### SET EXERCISE:
Leave out every picture. Copy exactly the lines from the one holding "Convert this screenshot to React, TypeScript" through the one holding "const BLUE = '#0078d7';".

======== SOURCE RECORDS ========

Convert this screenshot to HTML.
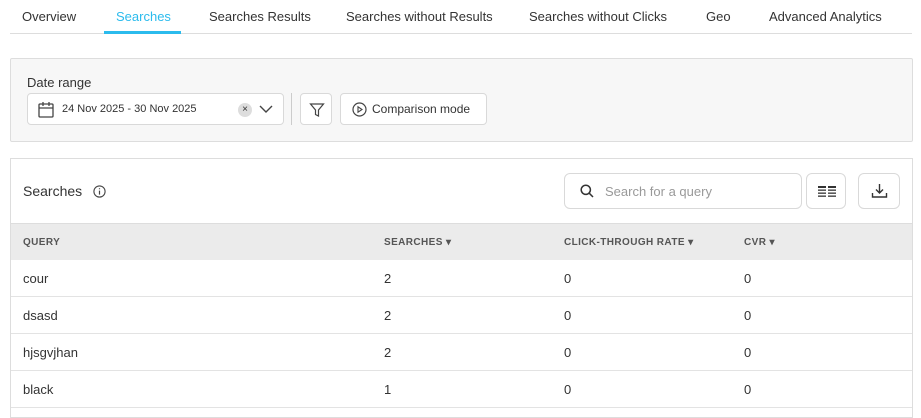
<!DOCTYPE html>
<html><head><style>
*{box-sizing:border-box;margin:0;padding:0}
body{width:921px;height:413px;overflow:hidden;background:#fff;font-family:"Liberation Sans",sans-serif;color:#333;position:relative}
.abs{position:absolute}
.tab{position:absolute;top:9px;font-size:13px;color:#333}
.btn{position:absolute;border:1px solid #d9d9d9;border-radius:4px;background:#fff}
.row{position:absolute;left:11px;width:901px;height:37px;border-bottom:1px solid #e3e3e3;font-size:13px}
.row span{position:absolute;top:11px}
.th{position:absolute;top:237px;font-size:10px;font-weight:bold;color:#555;letter-spacing:.4px}
</style></head><body>
<div class="tab" style="left:22px">Overview</div>
<div class="tab" style="left:116px;color:#2bbbed">Searches</div>
<div class="tab" style="left:209px">Searches Results</div>
<div class="tab" style="left:346px">Searches without Results</div>
<div class="tab" style="left:529px">Searches without Clicks</div>
<div class="tab" style="left:706px">Geo</div>
<div class="tab" style="left:769px">Advanced Analytics</div>
<div class="abs" style="left:10px;top:33px;width:902px;height:1px;background:#ddd"></div>
<div class="abs" style="left:104px;top:31px;width:77px;height:3px;background:#2bbbed"></div>

<div class="abs" style="left:10px;top:58px;width:903px;height:84px;background:#f7f7f7;border:1px solid #ddd;border-radius:2px"></div>
<div class="abs" style="left:27px;top:75px;font-size:13px">Date range</div>
<div class="btn" style="left:27px;top:93px;width:257px;height:32px">
<svg class="abs" style="left:10px;top:7px" width="16" height="17" viewBox="0 0 16 17" fill="none" stroke="#444" stroke-width="1.3"><rect x="1" y="3" width="14" height="13" rx="1"/><path d="M1 7h14M5 1v4M11 1v4"/></svg>
<span class="abs" style="left:34px;top:9px;font-size:11px">24 Nov 2025 - 30 Nov 2025</span>
<div class="abs" style="left:210px;top:9px;width:14px;height:14px;border-radius:7px;background:#ddd;font-size:10px;text-align:center;line-height:14px">×</div>
<svg class="abs" style="left:231px;top:11px" width="14" height="9"><path d="M1 1l6 6 6-6" fill="none" stroke="#444" stroke-width="1.4"/></svg>
</div>
<div class="abs" style="left:291px;top:93px;width:1px;height:32px;background:#ccc"></div>
<div class="btn" style="left:300px;top:93px;width:32px;height:32px">
<svg class="abs" style="left:8px;top:8px" width="16" height="16"><path d="M1.5 2h13l-5 6v6l-3-1.5V8z" fill="none" stroke="#444" stroke-width="1.2"/></svg></div>
<div class="btn" style="left:340px;top:93px;width:147px;height:32px">
<svg class="abs" style="left:11px;top:8px" width="15" height="15"><circle cx="7.5" cy="7.5" r="6.5" fill="none" stroke="#444" stroke-width="1.2"/><path d="M6 4.8v5.4l4-2.7z" fill="none" stroke="#444" stroke-width="1.1"/></svg>
<span class="abs" style="left:31px;top:8px;font-size:12px;color:#333">Comparison mode</span></div>

<div class="abs" style="left:10px;top:158px;width:903px;height:260px;border:1px solid #ddd"></div>
<div class="abs" style="left:23px;top:183px;font-size:14px">Searches</div>
<svg class="abs" style="left:93px;top:185px" width="13" height="13"><circle cx="6.5" cy="6.5" r="5.6" fill="none" stroke="#444" stroke-width="1.1"/><path d="M6.5 5.6v4M6.5 3.3v1" stroke="#444" stroke-width="1.2"/></svg>
<div class="btn" style="left:564px;top:173px;width:238px;height:36px;border-radius:6px">
<svg class="abs" style="left:15px;top:10px" width="14" height="14"><circle cx="5.8" cy="5.8" r="4.6" fill="none" stroke="#333" stroke-width="1.5"/><path d="M9.2 9.2l3.8 3.8" stroke="#333" stroke-width="1.5"/></svg>
<span class="abs" style="left:40px;top:10px;font-size:13px;color:#999">Search for a query</span></div>
<div class="btn" style="left:806px;top:173px;width:40px;height:36px;border-radius:6px">
<svg class="abs" style="left:11px;top:12px" width="18" height="12" fill="#333"><rect x="0" y="0" width="8" height="2"/><rect x="10" y="0" width="8" height="2"/><rect x="0" y="3.5" width="8" height="1.3"/><rect x="10" y="3.5" width="8" height="1.3"/><rect x="0" y="6.5" width="8" height="1.3"/><rect x="10" y="6.5" width="8" height="1.3"/><rect x="0" y="9.5" width="8" height="1.3"/><rect x="10" y="9.5" width="8" height="1.3"/></svg></div>
<div class="btn" style="left:858px;top:173px;width:42px;height:36px;border-radius:6px">
<svg class="abs" style="left:12px;top:9px" width="17" height="16" fill="none" stroke="#333" stroke-width="1.4"><path d="M8.5 1v9M5 6.5l3.5 3.5 3.5-3.5M1.5 10v4h14v-4"/></svg></div>

<div class="abs" style="left:11px;top:223px;width:901px;height:37px;background:#ebebeb;border-top:1px solid #ddd"></div>
<div class="th" style="left:23px">QUERY</div>
<div class="th" style="left:384px">SEARCHES ▾</div>
<div class="th" style="left:564px">CLICK-THROUGH RATE ▾</div>
<div class="th" style="left:744px">CVR ▾</div>

<div class="row" style="top:260px"><span style="left:12px">cour</span><span style="left:373px">2</span><span style="left:553px">0</span><span style="left:733px">0</span></div>
<div class="row" style="top:297px"><span style="left:12px">dsasd</span><span style="left:373px">2</span><span style="left:553px">0</span><span style="left:733px">0</span></div>
<div class="row" style="top:334px"><span style="left:12px">hjsgvjhan</span><span style="left:373px">2</span><span style="left:553px">0</span><span style="left:733px">0</span></div>
<div class="row" style="top:371px"><span style="left:12px">black</span><span style="left:373px">1</span><span style="left:553px">0</span><span style="left:733px">0</span></div>
</body></html>
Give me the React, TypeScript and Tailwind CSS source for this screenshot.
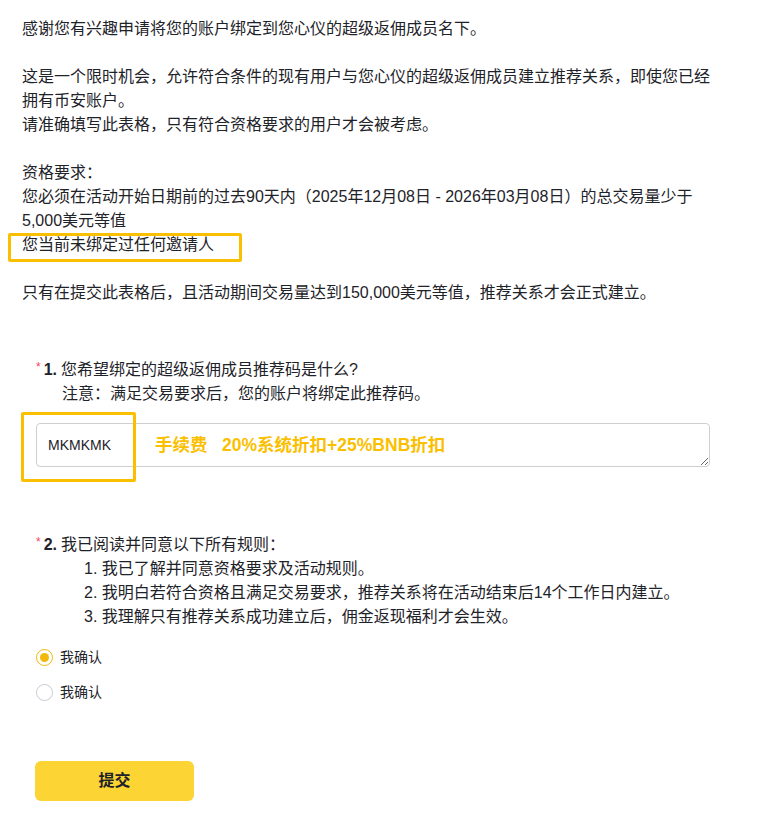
import React from 'react'

const FONT = '"Liberation Sans", "Noto Sans CJK SC", sans-serif'

function Radio({ checked, label }: { checked?: boolean; label: string }) {
  return (
    <label className="flex h-[24px] items-center gap-[7px]">
      <span
        className={
          checked
            ? 'flex h-[17px] w-[17px] items-center justify-center rounded-full border border-[#f0b90b] bg-white'
            : 'flex h-[17px] w-[17px] items-center justify-center rounded-full border border-[#c5cad3] bg-white'
        }
      >
        {checked && <span className="h-[9px] w-[9px] rounded-full bg-[#f0b90b]" />}
      </span>
      <span className="text-[14px] text-[#1e2329]">{label}</span>
    </label>
  )
}

export default function App() {
  return (
    <div className="min-h-[813px] bg-white text-[#1e2329]" style={{ fontFamily: FONT }}>
      <div className="px-[22px] pt-[17px] text-[16px] leading-6">
        <p>感谢您有兴趣申请将您的账户绑定到您心仪的超级返佣成员名下。</p>
        <p className="mt-6">
          这是一个限时机会，允许符合条件的现有用户与您心仪的超级返佣成员建立推荐关系，即使您已经
          <br />
          拥有币安账户。
          <br />
          请准确填写此表格，只有符合资格要求的用户才会被考虑。
        </p>
        <p className="mt-6">
          资格要求：
          <br />
          您必须在活动开始日期前的过去90天内（2025年12月08日 - 2026年03月08日）的总交易量少于
          <br />
          5,000美元等值
          <br />
          <span className="relative inline-block">
            您当前未绑定过任何邀请人
            <span className="absolute -left-[14px] top-0 h-[29px] w-[234px] rounded-[2px] border-[3px] border-[#fac000]" />
          </span>
        </p>
        <p className="mt-6">只有在提交此表格后，且活动期间交易量达到150,000美元等值，推荐关系才会正式建立。</p>
      </div>

      <div className="mt-[53px] pl-[36px] pr-[53px]">
        <div className="text-[16px] leading-6">
          <div className="flex">
            <span className="mr-[3px] mt-[-3px] text-[12px] text-[#f6465d]">*</span>
            <span className="mr-[4px] font-bold">1.</span>
            <span>您希望绑定的超级返佣成员推荐码是什么?</span>
          </div>
          <div className="pl-[26px]">注意：满足交易要求后，您的账户将绑定此推荐码。</div>
        </div>

        <div className="relative mt-[17px]">
          <textarea
            readOnly
            defaultValue="MKMKMK"
            className="block h-[44px] w-[674px] resize-y rounded-[4px] border border-[#cfcfcf] bg-white px-[11px] py-[11px] text-[14px] leading-[20px] text-[#1e2329] outline-none"
            style={{ fontFamily: FONT }}
          />
          <span className="pointer-events-none absolute -left-[15px] -top-[11px] h-[70px] w-[115px] rounded-[2px] border-[3px] border-[#fac000]" />
          <span className="pointer-events-none absolute left-[119px] top-[11px] text-[17.5px] font-bold leading-[22px] text-[#fac000]">
            手续费&nbsp;&nbsp;&nbsp;20%系统折扣+25%BNB折扣
          </span>
        </div>

        <div className="mt-[66px] text-[16px] leading-6">
          <div className="flex">
            <span className="mr-[3px] mt-[-3px] text-[12px] text-[#f6465d]">*</span>
            <span className="mr-[4px] font-bold">2.</span>
            <span>我已阅读并同意以下所有规则：</span>
          </div>
          <div className="pl-[48px]">
            <div>1. 我已了解并同意资格要求及活动规则。</div>
            <div>2. 我明白若符合资格且满足交易要求，推荐关系将在活动结束后14个工作日内建立。</div>
            <div>3. 我理解只有推荐关系成功建立后，佣金返现福利才会生效。</div>
          </div>
        </div>

        <div className="mt-[16px] flex flex-col gap-[11px]">
          <Radio checked label="我确认" />
          <Radio label="我确认" />
        </div>

        <button className="-ml-px mt-[57px] h-[40px] w-[159px] rounded-[6px] bg-[#fcd535] text-[16px] font-bold text-[#1e2329]" style={{ fontFamily: FONT }}>
          提交
        </button>
      </div>
    </div>
  )
}
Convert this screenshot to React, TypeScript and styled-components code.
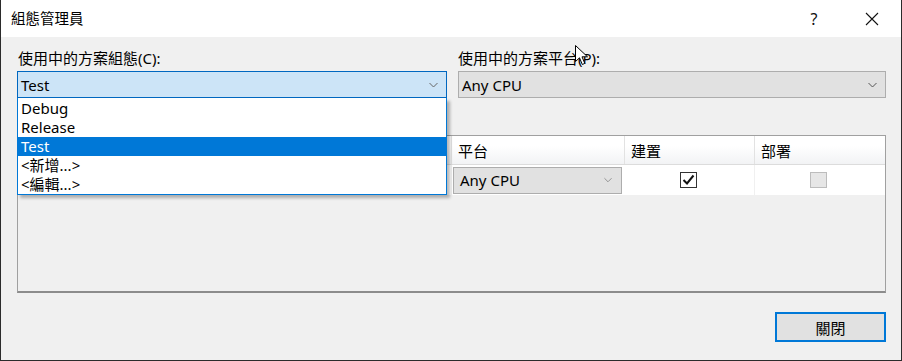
import styled, { createGlobalStyle } from 'styled-components';

const FONT = `"Segoe UI", "Noto Sans", "Noto Sans CJK TC", sans-serif`;
const BLUE = '#0078d7';

const Global = createGlobalStyle`
  html, body {
    margin: 0;
    padding: 0;
    background: #ffffff;
  }
  * {
    box-sizing: border-box;
  }
`;

const COLS = '234px 200px 173px 130px 130px';

const S = {
  Window: styled.div`
    position: relative;
    width: 902px;
    height: 361px;
    background: #f0f0f0;
    border: 1px solid #2b2b2b;
    border-top: none;
    font-family: ${FONT};
    color: #000;
    display: flex;
    flex-direction: column;
    overflow: hidden;
  `,
  TitleBar: styled.div`
    height: 37px;
    background: #ffffff;
    display: flex;
    align-items: center;
    padding-left: 10px;
    flex-shrink: 0;
  `,
  Title: styled.div`
    flex: 1;
    font-size: 14.5px;
    line-height: 20px;
    padding-bottom: 2px;
  `,
  CaptionButton: styled.div`
    width: 58px;
    height: 37px;
    display: flex;
    align-items: center;
    justify-content: center;
    font-size: 16px;
    color: #111;
  `,
  Body: styled.div`
    flex: 1;
    display: flex;
    flex-direction: column;
    padding: 11px 15px 0 16px;
  `,
  TopRow: styled.div`
    display: grid;
    grid-template-columns: 430px 428px;
    column-gap: 11px;
  `,
  Field: styled.div`
    display: flex;
    flex-direction: column;
    position: relative;
  `,
  Label: styled.div<{ $indent?: number }>`
    font-size: 15px;
    line-height: 20px;
    height: 20px;
    margin-bottom: 3px;
    padding-left: ${(p) => p.$indent ?? 1}px;
    white-space: nowrap;
  `,
  Combo: styled.div<{ $open?: boolean }>`
    height: 27px;
    display: flex;
    align-items: center;
    padding: 0 8px 0 3px;
    font-size: 15px;
    border: 1px solid ${(p) => (p.$open ? '#0067c0' : '#adadad')};
    background: ${(p) => (p.$open ? '#cce4f7' : '#e1e1e1')};
  `,
  ComboText: styled.span`
    flex: 1;
    line-height: 20px;
    white-space: nowrap;
  `,
  DropList: styled.div`
    position: absolute;
    top: 50px;
    left: 0;
    width: 430px;
    background: #ffffff;
    border: 1px solid ${BLUE};
    border-top: none;
    padding-top: 1px;
    box-shadow: 3px 3px 3px rgba(0, 0, 0, 0.28);
    z-index: 5;
  `,
  DropItem: styled.div<{ $selected?: boolean }>`
    height: 19px;
    line-height: 19px;
    font-size: 15px;
    padding-left: 3px;
    background: ${(p) => (p.$selected ? BLUE : 'transparent')};
    color: ${(p) => (p.$selected ? '#ffffff' : '#000000')};
    white-space: nowrap;
  `,
  Grid: styled.div`
    margin-top: 37px;
    height: 158px;
    border: 1px solid #a0a0a0;
    border-bottom: 2px solid #8c8c8c;
    background: #f0f0f0;
  `,
  HeaderRow: styled.div`
    display: grid;
    grid-template-columns: ${COLS};
    height: 29px;
    background: linear-gradient(#ffffff 35%, #f2f3f5);
    border-bottom: 1px solid #dcdcdc;
  `,
  HeaderCell: styled.div`
    display: flex;
    align-items: center;
    padding-left: 6px;
    font-size: 15px;
    border-right: 1px solid #e2e2e2;
    &:last-child {
      border-right: none;
    }
  `,
  DataRow: styled.div`
    display: grid;
    grid-template-columns: ${COLS};
    height: 30px;
    background: #ffffff;
  `,
  Cell: styled.div<{ $center?: boolean }>`
    display: flex;
    align-items: center;
    justify-content: ${(p) => (p.$center ? 'center' : 'flex-start')};
    padding: ${(p) => (p.$center ? '0' : '0 0 0 6px')};
    font-size: 15px;
    border-right: 1px solid #f0f0f0;
    &:last-child {
      border-right: none;
    }
  `,
  ComboCell: styled.div`
    display: flex;
    align-items: center;
    padding: 0 3px 0 1px;
  `,
  CellCombo: styled.div`
    flex: 1;
    height: 27px;
    display: flex;
    align-items: center;
    padding: 0 9px 0 6px;
    font-size: 15px;
    border: 1px solid #adadad;
    background: #e1e1e1;
  `,
  CheckBox: styled.div<{ $disabled?: boolean }>`
    width: 17px;
    height: 16px;
    margin-right: ${(p) => (p.$disabled ? 4 : 2)}px;
    border: 1px solid ${(p) => (p.$disabled ? '#bcbcbc' : '#333333')};
    background: ${(p) => (p.$disabled ? '#e6e6e6' : '#ffffff')};
    display: flex;
    align-items: center;
    justify-content: center;
  `,
  Footer: styled.div`
    display: flex;
    justify-content: flex-end;
    padding-top: 19px;
  `,
  Button: styled.div`
    width: 111px;
    height: 30px;
    display: flex;
    align-items: center;
    justify-content: center;
    font-size: 15px;
    background: #e1e1e1;
    border: 2px solid ${BLUE};
  `,
  Cursor: styled.svg`
    position: absolute;
    left: 574px;
    top: 45px;
    z-index: 10;
  `,
};

const Chevron = ({ color = '#555555', w = 9 }: { color?: string; w?: number }) => (
  <svg width={w} height={6} viewBox='0 0 9 6'>
    <path d='M0.5 1 L4.5 5 L8.5 1' fill='none' stroke={color} strokeWidth='1' />
  </svg>
);

const configs = ['Debug', 'Release', 'Test', '<新增...>', '<編輯...>'];

const App = () => {
  return (
    <>
      <Global />
      <S.Window>
        <S.TitleBar>
          <S.Title>組態管理員</S.Title>
          <S.CaptionButton>?</S.CaptionButton>
          <S.CaptionButton>
            <svg width='14' height='14' viewBox='0 0 14 14'>
              <path d='M1 1 L13 13 M13 1 L1 13' stroke='#111' strokeWidth='1.1' fill='none' />
            </svg>
          </S.CaptionButton>
        </S.TitleBar>
        <S.Body>
          <S.TopRow>
            <S.Field>
              <S.Label $indent={1}>使用中的方案組態(C):</S.Label>
              <S.Combo $open>
                <S.ComboText>Test</S.ComboText>
                <Chevron color='#666666' />
              </S.Combo>
              <S.DropList>
                {configs.map((c) => (
                  <S.DropItem key={c} $selected={c === 'Test'}>
                    {c}
                  </S.DropItem>
                ))}
              </S.DropList>
            </S.Field>
            <S.Field>
              <S.Label $indent={0}>使用中的方案平台(P):</S.Label>
              <S.Combo>
                <S.ComboText>Any CPU</S.ComboText>
                <Chevron color='#555555' />
              </S.Combo>
            </S.Field>
          </S.TopRow>

          <S.Grid>
            {/* first two columns sit under the open drop-down list */}
            <S.HeaderRow>
              <S.HeaderCell />
              <S.HeaderCell />
              <S.HeaderCell>平台</S.HeaderCell>
              <S.HeaderCell>建置</S.HeaderCell>
              <S.HeaderCell>部署</S.HeaderCell>
            </S.HeaderRow>
            <S.DataRow>
              <S.Cell />
              <S.Cell />
              <S.ComboCell>
                <S.CellCombo>
                  <S.ComboText>Any CPU</S.ComboText>
                  <Chevron color='#888888' w={8} />
                </S.CellCombo>
              </S.ComboCell>
              <S.Cell $center>
                <S.CheckBox>
                  <svg width='13' height='12' viewBox='0 0 13 12'>
                    <path d='M1.5 6 L5 9.5 L11.5 1.5' fill='none' stroke='#111' strokeWidth='2' />
                  </svg>
                </S.CheckBox>
              </S.Cell>
              <S.Cell $center>
                <S.CheckBox $disabled />
              </S.Cell>
            </S.DataRow>
          </S.Grid>

          <S.Footer>
            <S.Button>關閉</S.Button>
          </S.Footer>
        </S.Body>

        <S.Cursor width='14' height='22' viewBox='0 0 14 22'>
          <path
            d='M0.5 0.5 L0.5 16.5 L4.5 12.8 L7.3 19.5 L9.8 18.4 L7 11.8 L12.5 11.8 Z'
            fill='#ffffff'
            stroke='#000000'
            strokeWidth='1'
            strokeLinejoin='round'
          />
        </S.Cursor>
      </S.Window>
    </>
  );
};

export default App;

========

### TASK OUTPUT:
Convert this screenshot to React, TypeScript and styled-components code.
import styled, { createGlobalStyle } from 'styled-components';

const FONT = `"Segoe UI", "Noto Sans", "Noto Sans CJK TC", sans-serif`;
const BLUE = '#0078d7';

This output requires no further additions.